During a project engagement, our team uncovers where the most urgent needs lie. Meaning, we show clients what needs to be done now, while ensuring that it doesn’t disturb the business’ current operations. Our research will generally reveal which actions are needed most urgently to solve the most complex problems.

Further, I want to underscore that many of our clients are being bold—and envisioning a future that’s a lot different than what we see today. During engagements that require a bold approach, we ask what we should be doing to prepare for optimum success now, and what we can do to confront future conditions.


The work at Fuld + Company is deeply analytical, strategic, and engaging. That said, what is one piece of advice you’d give to young professionals entering the consulting field, today?

Learn to be comfortable with uncomfortable things–like answering questions that you don’t have the answer to.
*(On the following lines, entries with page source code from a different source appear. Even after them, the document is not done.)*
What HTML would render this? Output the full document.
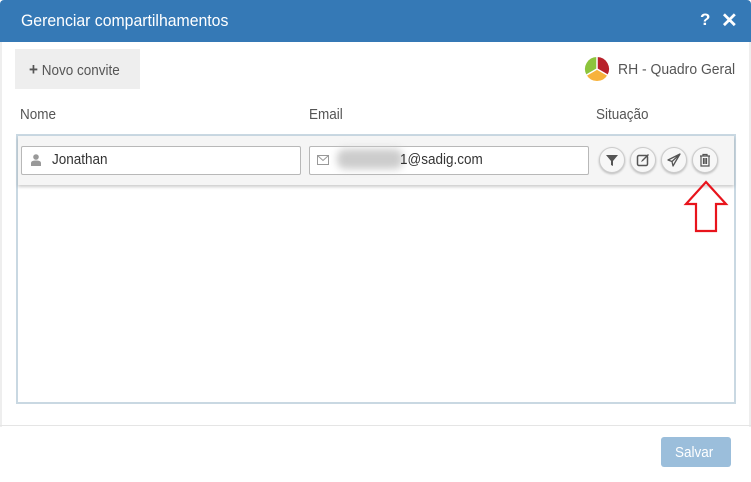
<!DOCTYPE html>
<html><head><style>
body{margin:0;width:751px;height:482px;background:#fff;font-family:"Liberation Sans",sans-serif;overflow:hidden;position:relative}
.a{position:absolute}
.t{display:inline-block;transform:scaleX(.9);transform-origin:left center;white-space:nowrap}
.hdr{left:0;top:0;width:751px;height:42px;background:#3579b6;border-radius:4px 4px 0 0}
.inp{background:#fff;border:1px solid #b8b8b8;border-radius:2px;height:27px;top:146px}
.cb{width:24px;height:24px;border-radius:50%;background:#f7f7f7;border:1px solid #ccc;box-shadow:0 1px 2px rgba(0,0,0,.25);top:147px}
.cb svg{position:absolute;left:5px;top:5px}
</style></head><body>
<div class="a hdr"></div>
<div class="a" style="left:21px;top:11px;color:#fff;font-size:17px"><span class="t" style="transform:scaleX(.93)">Gerenciar compartilhamentos</span></div>
<div class="a" style="left:700px;top:10px;color:#fff;font-size:17px;font-weight:bold">?</div>
<div class="a" style="left:721px;top:8px;color:#fff;font-size:20px;font-weight:bold">✕</div>
<div class="a" style="left:0;top:42px;width:2px;height:385px;background:#eee"></div>
<div class="a" style="left:749px;top:42px;width:2px;height:385px;background:#eee"></div>
<div class="a" style="left:15px;top:49px;width:125px;height:40px;background:#eeeeee"></div>
<div class="a" style="left:29px;top:60px;color:#555;font-size:15px"><span class="t"><b style="font-size:17px">+</b> Novo convite</span></div>
<svg class="a" style="left:583px;top:55px" width="28" height="28" viewBox="-14 -14 28 28"><path d="M0 0L0-12A12 12 0 0 1 10.4 6Z" fill="#b8202a"/><path d="M0 0L10.4 6A12 12 0 0 1-10.4 6Z" fill="#f7b23b"/><path d="M0 0L-10.4 6A12 12 0 0 1 0-12Z" fill="#8cc43c"/><path d="M0 0L0-12M0 0L10.4 6M0 0L-10.4 6" stroke="#fff" stroke-width="1.5"/></svg>
<div class="a" style="left:618px;top:61px;color:#555;font-size:15px"><span class="t" style="transform:scaleX(.93)">RH - Quadro Geral</span></div>
<div class="a" style="left:20px;top:106px;color:#555;font-size:15px"><span class="t">Nome</span></div>
<div class="a" style="left:309px;top:106px;color:#555;font-size:15px"><span class="t">Email</span></div>
<div class="a" style="left:596px;top:106px;color:#555;font-size:15px"><span class="t">Situação</span></div>
<div class="a" style="left:16px;top:134px;width:716px;height:266px;border:2px solid #c9d8e2;background:#fff"></div>
<div class="a" style="left:18px;top:136px;width:716px;height:49px;background:#f5f5f5;box-shadow:0 2px 3px rgba(0,0,0,.2)"></div>
<div class="a inp" style="left:21px;width:278px"></div>
<svg class="a" style="left:31px;top:154px" width="10" height="12" viewBox="0 0 10 12"><circle cx="5" cy="3" r="2.8" fill="#999"/><path d="M0 12V9Q0 6.5 5 6.5Q10 6.5 10 9V12Z" fill="#999"/></svg>
<div class="a" style="left:52px;top:151px;color:#333;font-size:15px"><span class="t">Jonathan</span></div>
<div class="a inp" style="left:309px;width:278px"></div>
<svg class="a" style="left:317px;top:155px" width="12" height="10"><rect x=".5" y=".5" width="11" height="9" fill="none" stroke="#999"/><path d="M.5 .5L6 5.5L11.5 .5" fill="none" stroke="#999"/></svg>
<div class="a" style="left:337px;top:149px;width:66px;height:20px;background:#ccc;filter:blur(4px);border-radius:8px"></div>
<div class="a" style="left:400px;top:151px;color:#333;font-size:15px"><span class="t">1@sadig.com</span></div>
<div class="a cb" style="left:599px"><svg width="14" height="14" viewBox="0 0 14 14"><path d="M1 2H13L8 8V13L6 12V8Z" fill="#555"/></svg></div>
<div class="a cb" style="left:630px"><svg width="14" height="14" viewBox="0 0 14 14"><rect x="1.5" y="2.5" width="10" height="10" rx="1.5" fill="none" stroke="#555" stroke-width="1.5"/><path d="M5 9L6 7L12 1L13 2L7 8Z" fill="#555"/></svg></div>
<div class="a cb" style="left:661px"><svg width="14" height="14" viewBox="0 0 14 14"><path d="M13 1L1 7L5 8.5L6 13L8 9.5L13 1ZM5 8.5L13 1" fill="none" stroke="#555" stroke-width="1.3" stroke-linejoin="round"/></svg></div>
<div class="a cb" style="left:692px"><svg width="14" height="14" viewBox="0 0 14 14"><path d="M2 3H12M5 3V1.5H9V3M3 3V13H11V3M5.5 5V11M7 5V11M8.5 5V11" fill="none" stroke="#555" stroke-width="1.2"/></svg></div>
<svg class="a" style="left:683px;top:180px" width="46" height="54" viewBox="0 0 46 54"><path d="M23 2L43 24H33V51H13V24H3Z" fill="none" stroke="#e8141c" stroke-width="2.2"/></svg>
<div class="a" style="left:0;top:425px;width:751px;height:1px;background:#e5e5e5"></div>
<div class="a" style="left:661px;top:437px;width:70px;height:30px;background:#9bbedb;border-radius:3px"></div>
<div class="a" style="left:675px;top:444px;color:#fff;font-size:15px"><span class="t">Salvar</span></div>
</body></html>
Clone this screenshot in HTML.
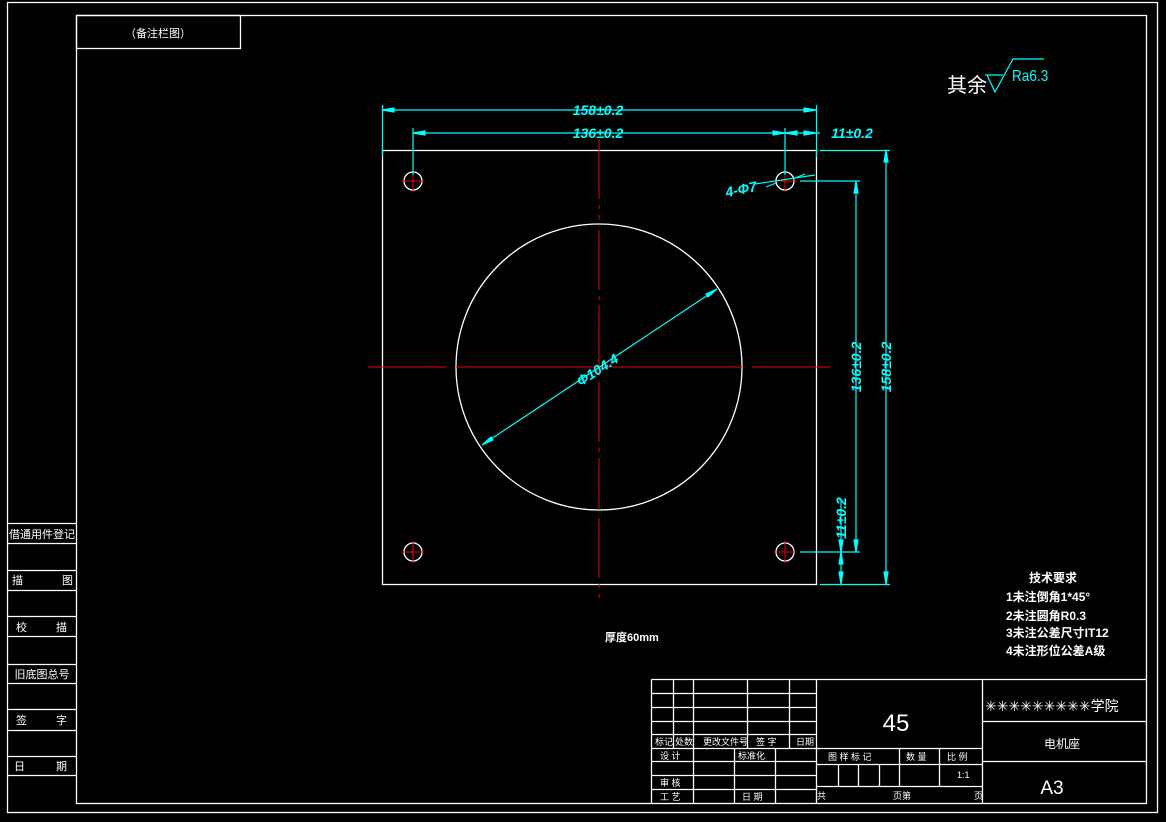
<!DOCTYPE html>
<html><head><meta charset="utf-8"><style>
html,body{margin:0;padding:0;background:#000;overflow:hidden}
svg{display:block}
text{font-family:"Liberation Sans","Noto Sans CJK SC",sans-serif}
</style></head><body>
<svg width="1166" height="822" viewBox="0 0 1166 822" xmlns="http://www.w3.org/2000/svg">
<rect width="1166" height="822" fill="#000"/>
<g stroke="#fff" stroke-width="1.3" fill="none">
<rect x="7.5" y="2.5" width="1150" height="810"/>
<rect x="76.5" y="15.5" width="1070" height="788"/>
<rect x="76.5" y="15.5" width="164" height="33"/>
<path d="M7.5 523.5H76.5M7.5 543.5H76.5M7.5 570.5H76.5M7.5 590.5H76.5M7.5 616.5H76.5M7.5 636.5H76.5M7.5 664.5H76.5M7.5 683.5H76.5M7.5 709.5H76.5M7.5 730.5H76.5M7.5 756.5H76.5M7.5 775.5H76.5"/>
<path d="M651.5 679.5H1146.5M651.5 679.5V803.5"/>
<path d="M651.5 693.5H816.5M651.5 707.5H816.5M651.5 721.5H816.5M651.5 734.5H816.5M651.5 748.5H982.5M651.5 761.5H816.5M651.5 775.5H816.5M651.5 789.5H816.5"/>
<path d="M673.5 679.5V748.5M693.5 679.5V803.5M747.5 679.5V748.5M789.5 679.5V748.5M734.5 748.5V803.5M775.5 748.5V803.5M816.5 679.5V803.5"/>
<path d="M816.5 764.5H982.5M816.5 786.5H982.5M899.5 748.5V786.5M939.5 748.5V786.5M838.5 764.5V786.5M858.5 764.5V786.5M879.5 764.5V786.5"/>
<path d="M982.5 679.5V803.5M982.5 721.5H1146.5M982.5 761.5H1146.5"/>
<rect x="382.5" y="150.5" width="434" height="434"/>
<circle cx="599" cy="367" r="143"/>
<circle cx="413" cy="181" r="9"/><circle cx="785" cy="181" r="9"/>
<circle cx="413" cy="552" r="9"/><circle cx="785" cy="552" r="9"/>
</g>
<g stroke="#e00" stroke-width="1" fill="none">
<path d="M368 367H446M456 367H742M752 367H830" />
<path d="M599 139V220M599 230V508M599 518V598" stroke-dasharray="60 6 4 6"/>
<path d="M402 181H424M413 170V192M774 181H796M785 170V192M402 552H424M413 541V563M774 552H796M785 541V563"/>
</g>
<g stroke="#0ff" stroke-width="1.2" fill="#0ff">
<path d="M382.5 105V157M816.5 105V157M413 128V175M785 128V175" fill="none"/>
<path d="M382 110H816M413 133H785M785 133H820M816 133H820" fill="none"/>
<path d="M382 110l12-2v4zM816 110l-12-2v4zM413 133l12-2v4zM785 133l-12-2v4zM785 133l12-2v4zM816 133l-12-2v4z"/>
<path d="M820 150.5H890M800 181H860M800 552H860M820 584.5H890M886 150V584M856 181V552M841 500V584" fill="none"/>
<path d="M886 150l-2 12h4zM886 584l-2-12h4zM856 181l-2 12h4zM856 552l-2-12h4zM841 552l-2-12h4zM841 584l-2-12h4zM841 552l-2 12h4z"/>
<path d="M482 445L717 289" fill="none"/>
<path d="M482 445l9-8 2 3zM717 289l-9 8-2-3z"/>
<path d="M755 184L815 175" fill="none"/>
<path d="M776 183l-10 4zM795 178l10-4z"/>
<path d="M985 75H1003M987 75l8 17 18-33h31" fill="none"/>
</g>
<g fill="#0ff" font-size="14" font-weight="bold" font-style="italic">
<text x="598" y="115" text-anchor="middle">158±0.2</text>
<text x="598" y="138" text-anchor="middle">136±0.2</text>
<text x="852" y="138" text-anchor="middle">11±0.2</text>
<text transform="translate(891 367) rotate(-90)" text-anchor="middle">158±0.2</text>
<text transform="translate(861 367) rotate(-90)" text-anchor="middle">136±0.2</text>
<text transform="translate(846 518) rotate(-90)" text-anchor="middle">11±0.2</text>
<text transform="translate(600 374) rotate(-33)" text-anchor="middle">Φ104.4</text>
<text transform="translate(742 194) rotate(-12)" text-anchor="middle">4-Φ7</text>
<text x="1012" y="81" font-style="normal" font-weight="normal" font-size="16" transform="translate(1012 0) scale(0.85 1) translate(-1012 0)">Ra6.3</text>
</g>
<g fill="#fff" font-size="11">
<text x="158" y="37" text-anchor="middle">（备注栏图）</text>
<text x="947" y="92" font-size="20">其余</text>
<text x="42" y="538" text-anchor="middle">借通用件登记</text>
<text x="12" y="584">描</text><text x="62" y="584">图</text>
<text x="16" y="631">校</text><text x="56" y="631">描</text>
<text x="42" y="678" text-anchor="middle">旧底图总号</text>
<text x="16" y="724">签</text><text x="56" y="724">字</text>
<text x="14" y="770">日</text><text x="56" y="770">期</text>
<text x="605" y="641" font-weight="bold">厚度60mm</text>
<g font-weight="bold" font-size="12">
<text x="1029" y="582">技术要求</text>
<text x="1006" y="601">1未注倒角1*45°</text>
<text x="1006" y="620">2未注圆角R0.3</text>
<text x="1006" y="637">3未注公差尺寸IT12</text>
<text x="1006" y="655">4未注形位公差A级</text>
</g>
<g font-size="9">
<text x="655" y="745">标记</text><text x="675" y="745">处数</text><text x="703" y="745">更改文件号</text><text x="756" y="745">签 字</text><text x="796" y="745">日期</text>
<text x="660" y="759">设 计</text><text x="738" y="759">标准化</text>
<text x="660" y="786">审 核</text>
<text x="660" y="800">工 艺</text><text x="742" y="800">日 期</text>
<text x="828" y="760">图 样 标 记</text><text x="906" y="760">数 量</text><text x="947" y="760">比 例</text>
<text x="957" y="778">1:1</text>
<text x="817" y="799">共</text><text x="893" y="799">页第</text><text x="974" y="799">页</text>
</g>
<text x="896" y="731" text-anchor="middle" font-size="24" font-weight="300">45</text>
<text x="985" y="711" font-size="14">✳✳✳✳✳✳✳✳✳学院</text>
<text x="1062" y="748" text-anchor="middle" font-size="12">电机座</text>
<text x="1052" y="794" text-anchor="middle" font-size="19">A3</text>
</g>
</svg>
</body></html>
Be curious, because being able to break things down and evaluate them in smaller pieces is the best method for solving complex issues. At Fuld, we’re very skilled at approaching complex problems, and they usually start with a difficult, complicated question. Our young hires develop confidence in breaking down big problems and doing so helps them reconstruct the pieces into something that reveals an answer–it’s invigorating! To tell you the truth, tackling a big, ambiguous problem and solving it for a client still gives me a rush, even today.